**GIVEN TASK:**
Print all of the data exactly.

**GIVEN MATERIAL:**
^^^^
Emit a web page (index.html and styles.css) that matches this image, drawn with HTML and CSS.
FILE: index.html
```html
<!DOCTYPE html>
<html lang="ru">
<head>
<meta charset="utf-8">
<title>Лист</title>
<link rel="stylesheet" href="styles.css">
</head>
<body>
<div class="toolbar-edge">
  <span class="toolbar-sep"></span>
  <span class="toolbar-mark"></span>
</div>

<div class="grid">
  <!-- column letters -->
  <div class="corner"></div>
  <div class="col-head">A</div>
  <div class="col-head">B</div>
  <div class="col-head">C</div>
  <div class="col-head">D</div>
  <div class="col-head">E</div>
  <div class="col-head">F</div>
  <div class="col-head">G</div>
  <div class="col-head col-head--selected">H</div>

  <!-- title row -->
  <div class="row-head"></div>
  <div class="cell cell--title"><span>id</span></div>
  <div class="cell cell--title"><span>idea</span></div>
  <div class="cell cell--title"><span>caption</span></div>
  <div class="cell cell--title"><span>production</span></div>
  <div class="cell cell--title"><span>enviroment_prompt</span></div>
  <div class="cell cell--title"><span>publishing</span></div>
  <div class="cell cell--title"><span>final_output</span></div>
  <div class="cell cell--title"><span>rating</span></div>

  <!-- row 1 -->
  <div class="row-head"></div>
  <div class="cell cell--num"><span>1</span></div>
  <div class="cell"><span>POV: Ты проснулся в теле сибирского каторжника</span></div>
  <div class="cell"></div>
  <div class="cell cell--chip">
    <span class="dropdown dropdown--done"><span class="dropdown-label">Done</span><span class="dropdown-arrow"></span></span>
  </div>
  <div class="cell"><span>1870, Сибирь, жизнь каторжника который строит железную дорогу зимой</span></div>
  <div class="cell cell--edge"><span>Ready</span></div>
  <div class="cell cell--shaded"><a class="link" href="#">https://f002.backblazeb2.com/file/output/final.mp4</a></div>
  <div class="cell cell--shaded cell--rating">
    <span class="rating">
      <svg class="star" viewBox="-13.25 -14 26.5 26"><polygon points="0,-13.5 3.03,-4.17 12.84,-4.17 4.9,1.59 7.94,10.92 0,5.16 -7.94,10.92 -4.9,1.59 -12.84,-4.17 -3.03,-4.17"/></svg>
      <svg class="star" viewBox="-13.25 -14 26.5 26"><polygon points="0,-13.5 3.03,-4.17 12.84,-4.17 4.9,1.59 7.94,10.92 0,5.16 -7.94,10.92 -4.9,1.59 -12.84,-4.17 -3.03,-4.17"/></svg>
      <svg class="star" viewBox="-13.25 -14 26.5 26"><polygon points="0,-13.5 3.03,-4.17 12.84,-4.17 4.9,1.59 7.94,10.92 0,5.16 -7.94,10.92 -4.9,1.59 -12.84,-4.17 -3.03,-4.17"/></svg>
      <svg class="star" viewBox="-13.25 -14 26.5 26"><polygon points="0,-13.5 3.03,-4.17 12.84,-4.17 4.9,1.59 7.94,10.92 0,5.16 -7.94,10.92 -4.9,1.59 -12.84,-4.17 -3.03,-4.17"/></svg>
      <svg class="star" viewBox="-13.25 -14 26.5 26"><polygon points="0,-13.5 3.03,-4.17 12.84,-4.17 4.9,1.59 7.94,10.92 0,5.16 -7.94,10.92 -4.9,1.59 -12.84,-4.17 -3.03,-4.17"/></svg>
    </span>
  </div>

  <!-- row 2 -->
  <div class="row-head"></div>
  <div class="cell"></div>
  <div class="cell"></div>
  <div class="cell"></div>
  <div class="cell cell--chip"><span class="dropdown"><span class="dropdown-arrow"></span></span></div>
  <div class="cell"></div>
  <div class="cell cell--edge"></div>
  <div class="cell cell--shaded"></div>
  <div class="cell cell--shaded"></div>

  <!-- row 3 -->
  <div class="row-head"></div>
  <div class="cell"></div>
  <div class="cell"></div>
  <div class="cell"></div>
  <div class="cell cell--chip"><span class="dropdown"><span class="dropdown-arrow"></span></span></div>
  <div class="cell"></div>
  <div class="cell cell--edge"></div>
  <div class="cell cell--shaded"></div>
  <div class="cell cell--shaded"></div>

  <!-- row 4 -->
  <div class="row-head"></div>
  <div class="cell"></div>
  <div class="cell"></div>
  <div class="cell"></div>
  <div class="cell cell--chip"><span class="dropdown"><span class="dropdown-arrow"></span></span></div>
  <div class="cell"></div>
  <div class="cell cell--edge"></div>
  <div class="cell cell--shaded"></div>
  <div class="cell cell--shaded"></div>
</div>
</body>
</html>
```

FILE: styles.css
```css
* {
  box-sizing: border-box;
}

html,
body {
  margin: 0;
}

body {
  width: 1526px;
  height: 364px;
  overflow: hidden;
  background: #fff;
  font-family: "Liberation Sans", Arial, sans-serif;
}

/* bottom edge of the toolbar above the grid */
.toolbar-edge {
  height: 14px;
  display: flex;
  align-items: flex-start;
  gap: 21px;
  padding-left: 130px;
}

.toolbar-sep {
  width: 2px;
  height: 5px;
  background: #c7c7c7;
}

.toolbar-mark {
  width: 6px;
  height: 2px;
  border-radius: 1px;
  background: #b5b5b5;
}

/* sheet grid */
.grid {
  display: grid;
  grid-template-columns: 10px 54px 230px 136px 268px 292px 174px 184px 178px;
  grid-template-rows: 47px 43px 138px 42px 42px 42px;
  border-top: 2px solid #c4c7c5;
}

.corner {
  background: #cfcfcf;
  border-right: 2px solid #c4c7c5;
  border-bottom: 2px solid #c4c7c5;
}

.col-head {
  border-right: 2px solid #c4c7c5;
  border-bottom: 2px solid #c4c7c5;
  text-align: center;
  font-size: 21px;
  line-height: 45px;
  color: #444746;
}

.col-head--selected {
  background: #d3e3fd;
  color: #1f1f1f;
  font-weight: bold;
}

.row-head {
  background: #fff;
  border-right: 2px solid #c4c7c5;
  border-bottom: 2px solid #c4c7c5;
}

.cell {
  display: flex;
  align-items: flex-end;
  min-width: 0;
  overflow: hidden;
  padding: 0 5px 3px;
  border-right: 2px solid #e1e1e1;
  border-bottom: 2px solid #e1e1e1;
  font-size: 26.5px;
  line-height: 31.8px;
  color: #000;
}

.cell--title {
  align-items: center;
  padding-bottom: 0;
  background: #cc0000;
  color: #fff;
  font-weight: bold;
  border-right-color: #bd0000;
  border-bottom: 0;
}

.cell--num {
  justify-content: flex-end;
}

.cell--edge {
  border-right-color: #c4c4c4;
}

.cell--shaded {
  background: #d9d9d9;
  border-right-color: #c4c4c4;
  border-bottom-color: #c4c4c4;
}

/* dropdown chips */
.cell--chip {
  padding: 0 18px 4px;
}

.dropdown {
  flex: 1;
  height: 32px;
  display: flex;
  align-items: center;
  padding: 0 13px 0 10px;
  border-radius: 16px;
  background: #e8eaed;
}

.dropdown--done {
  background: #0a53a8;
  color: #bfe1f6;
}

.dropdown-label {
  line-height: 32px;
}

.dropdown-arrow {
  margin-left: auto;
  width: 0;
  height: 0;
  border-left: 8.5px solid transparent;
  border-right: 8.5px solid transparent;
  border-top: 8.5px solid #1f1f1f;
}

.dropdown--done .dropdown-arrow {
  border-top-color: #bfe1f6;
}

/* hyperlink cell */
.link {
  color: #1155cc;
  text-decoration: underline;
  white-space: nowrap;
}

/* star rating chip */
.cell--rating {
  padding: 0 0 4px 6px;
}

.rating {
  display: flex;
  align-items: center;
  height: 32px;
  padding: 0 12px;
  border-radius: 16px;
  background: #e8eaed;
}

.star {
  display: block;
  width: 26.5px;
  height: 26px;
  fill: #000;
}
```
^^^^
**FULL SOLUTION:**
Emit a web page (index.html and styles.css) that matches this image, drawn with HTML and CSS.
FILE: index.html
```html
<!DOCTYPE html>
<html lang="ru">
<head>
<meta charset="utf-8">
<title>Лист</title>
<link rel="stylesheet" href="styles.css">
</head>
<body>
<div class="toolbar-edge">
  <span class="toolbar-sep"></span>
  <span class="toolbar-mark"></span>
</div>

<div class="grid">
  <!-- column letters -->
  <div class="corner"></div>
  <div class="col-head">A</div>
  <div class="col-head">B</div>
  <div class="col-head">C</div>
  <div class="col-head">D</div>
  <div class="col-head">E</div>
  <div class="col-head">F</div>
  <div class="col-head">G</div>
  <div class="col-head col-head--selected">H</div>

  <!-- title row -->
  <div class="row-head"></div>
  <div class="cell cell--title"><span>id</span></div>
  <div class="cell cell--title"><span>idea</span></div>
  <div class="cell cell--title"><span>caption</span></div>
  <div class="cell cell--title"><span>production</span></div>
  <div class="cell cell--title"><span>enviroment_prompt</span></div>
  <div class="cell cell--title"><span>publishing</span></div>
  <div class="cell cell--title"><span>final_output</span></div>
  <div class="cell cell--title"><span>rating</span></div>

  <!-- row 1 -->
  <div class="row-head"></div>
  <div class="cell cell--num"><span>1</span></div>
  <div class="cell"><span>POV: Ты проснулся в теле сибирского каторжника</span></div>
  <div class="cell"></div>
  <div class="cell cell--chip">
    <span class="dropdown dropdown--done"><span class="dropdown-label">Done</span><span class="dropdown-arrow"></span></span>
  </div>
  <div class="cell"><span>1870, Сибирь, жизнь каторжника который строит железную дорогу зимой</span></div>
  <div class="cell cell--edge"><span>Ready</span></div>
  <div class="cell cell--shaded"><a class="link" href="#">https://f002.backblazeb2.com/file/output/final.mp4</a></div>
  <div class="cell cell--shaded cell--rating">
    <span class="rating">
      <svg class="star" viewBox="-13.25 -14 26.5 26"><polygon points="0,-13.5 3.03,-4.17 12.84,-4.17 4.9,1.59 7.94,10.92 0,5.16 -7.94,10.92 -4.9,1.59 -12.84,-4.17 -3.03,-4.17"/></svg>
      <svg class="star" viewBox="-13.25 -14 26.5 26"><polygon points="0,-13.5 3.03,-4.17 12.84,-4.17 4.9,1.59 7.94,10.92 0,5.16 -7.94,10.92 -4.9,1.59 -12.84,-4.17 -3.03,-4.17"/></svg>
      <svg class="star" viewBox="-13.25 -14 26.5 26"><polygon points="0,-13.5 3.03,-4.17 12.84,-4.17 4.9,1.59 7.94,10.92 0,5.16 -7.94,10.92 -4.9,1.59 -12.84,-4.17 -3.03,-4.17"/></svg>
      <svg class="star" viewBox="-13.25 -14 26.5 26"><polygon points="0,-13.5 3.03,-4.17 12.84,-4.17 4.9,1.59 7.94,10.92 0,5.16 -7.94,10.92 -4.9,1.59 -12.84,-4.17 -3.03,-4.17"/></svg>
      <svg class="star" viewBox="-13.25 -14 26.5 26"><polygon points="0,-13.5 3.03,-4.17 12.84,-4.17 4.9,1.59 7.94,10.92 0,5.16 -7.94,10.92 -4.9,1.59 -12.84,-4.17 -3.03,-4.17"/></svg>
    </span>
  </div>

  <!-- row 2 -->
  <div class="row-head"></div>
  <div class="cell"></div>
  <div class="cell"></div>
  <div class="cell"></div>
  <div class="cell cell--chip"><span class="dropdown"><span class="dropdown-arrow"></span></span></div>
  <div class="cell"></div>
  <div class="cell cell--edge"></div>
  <div class="cell cell--shaded"></div>
  <div class="cell cell--shaded"></div>

  <!-- row 3 -->
  <div class="row-head"></div>
  <div class="cell"></div>
  <div class="cell"></div>
  <div class="cell"></div>
  <div class="cell cell--chip"><span class="dropdown"><span class="dropdown-arrow"></span></span></div>
  <div class="cell"></div>
  <div class="cell cell--edge"></div>
  <div class="cell cell--shaded"></div>
  <div class="cell cell--shaded"></div>

  <!-- row 4 -->
  <div class="row-head"></div>
  <div class="cell"></div>
  <div class="cell"></div>
  <div class="cell"></div>
  <div class="cell cell--chip"><span class="dropdown"><span class="dropdown-arrow"></span></span></div>
  <div class="cell"></div>
  <div class="cell cell--edge"></div>
  <div class="cell cell--shaded"></div>
  <div class="cell cell--shaded"></div>
</div>
</body>
</html>
```

FILE: styles.css
```css
* {
  box-sizing: border-box;
}

html,
body {
  margin: 0;
}

body {
  width: 1526px;
  height: 364px;
  overflow: hidden;
  background: #fff;
  font-family: "Liberation Sans", Arial, sans-serif;
}

/* bottom edge of the toolbar above the grid */
.toolbar-edge {
  height: 14px;
  display: flex;
  align-items: flex-start;
  gap: 21px;
  padding-left: 130px;
}

.toolbar-sep {
  width: 2px;
  height: 5px;
  background: #c7c7c7;
}

.toolbar-mark {
  width: 6px;
  height: 2px;
  border-radius: 1px;
  background: #b5b5b5;
}

/* sheet grid */
.grid {
  display: grid;
  grid-template-columns: 10px 54px 230px 136px 268px 292px 174px 184px 178px;
  grid-template-rows: 47px 43px 138px 42px 42px 42px;
  border-top: 2px solid #c4c7c5;
}

.corner {
  background: #cfcfcf;
  border-right: 2px solid #c4c7c5;
  border-bottom: 2px solid #c4c7c5;
}

.col-head {
  border-right: 2px solid #c4c7c5;
  border-bottom: 2px solid #c4c7c5;
  text-align: center;
  font-size: 21px;
  line-height: 45px;
  color: #444746;
}

.col-head--selected {
  background: #d3e3fd;
  color: #1f1f1f;
  font-weight: bold;
}

.row-head {
  background: #fff;
  border-right: 2px solid #c4c7c5;
  border-bottom: 2px solid #c4c7c5;
}

.cell {
  display: flex;
  align-items: flex-end;
  min-width: 0;
  overflow: hidden;
  padding: 0 5px 3px;
  border-right: 2px solid #e1e1e1;
  border-bottom: 2px solid #e1e1e1;
  font-size: 26.5px;
  line-height: 31.8px;
  color: #000;
}

.cell--title {
  align-items: center;
  padding-bottom: 0;
  background: #cc0000;
  color: #fff;
  font-weight: bold;
  border-right-color: #bd0000;
  border-bottom: 0;
}

.cell--num {
  justify-content: flex-end;
}

.cell--edge {
  border-right-color: #c4c4c4;
}

.cell--shaded {
  background: #d9d9d9;
  border-right-color: #c4c4c4;
  border-bottom-color: #c4c4c4;
}

/* dropdown chips */
.cell--chip {
  padding: 0 18px 4px;
}

.dropdown {
  flex: 1;
  height: 32px;
  display: flex;
  align-items: center;
  padding: 0 13px 0 10px;
  border-radius: 16px;
  background: #e8eaed;
}

.dropdown--done {
  background: #0a53a8;
  color: #bfe1f6;
}

.dropdown-label {
  line-height: 32px;
}

.dropdown-arrow {
  margin-left: auto;
  width: 0;
  height: 0;
  border-left: 8.5px solid transparent;
  border-right: 8.5px solid transparent;
  border-top: 8.5px solid #1f1f1f;
}

.dropdown--done .dropdown-arrow {
  border-top-color: #bfe1f6;
}

/* hyperlink cell */
.link {
  color: #1155cc;
  text-decoration: underline;
  white-space: nowrap;
}

/* star rating chip */
.cell--rating {
  padding: 0 0 4px 6px;
}

.rating {
  display: flex;
  align-items: center;
  height: 32px;
  padding: 0 12px;
  border-radius: 16px;
  background: #e8eaed;
}

.star {
  display: block;
  width: 26.5px;
  height: 26px;
  fill: #000;
}
```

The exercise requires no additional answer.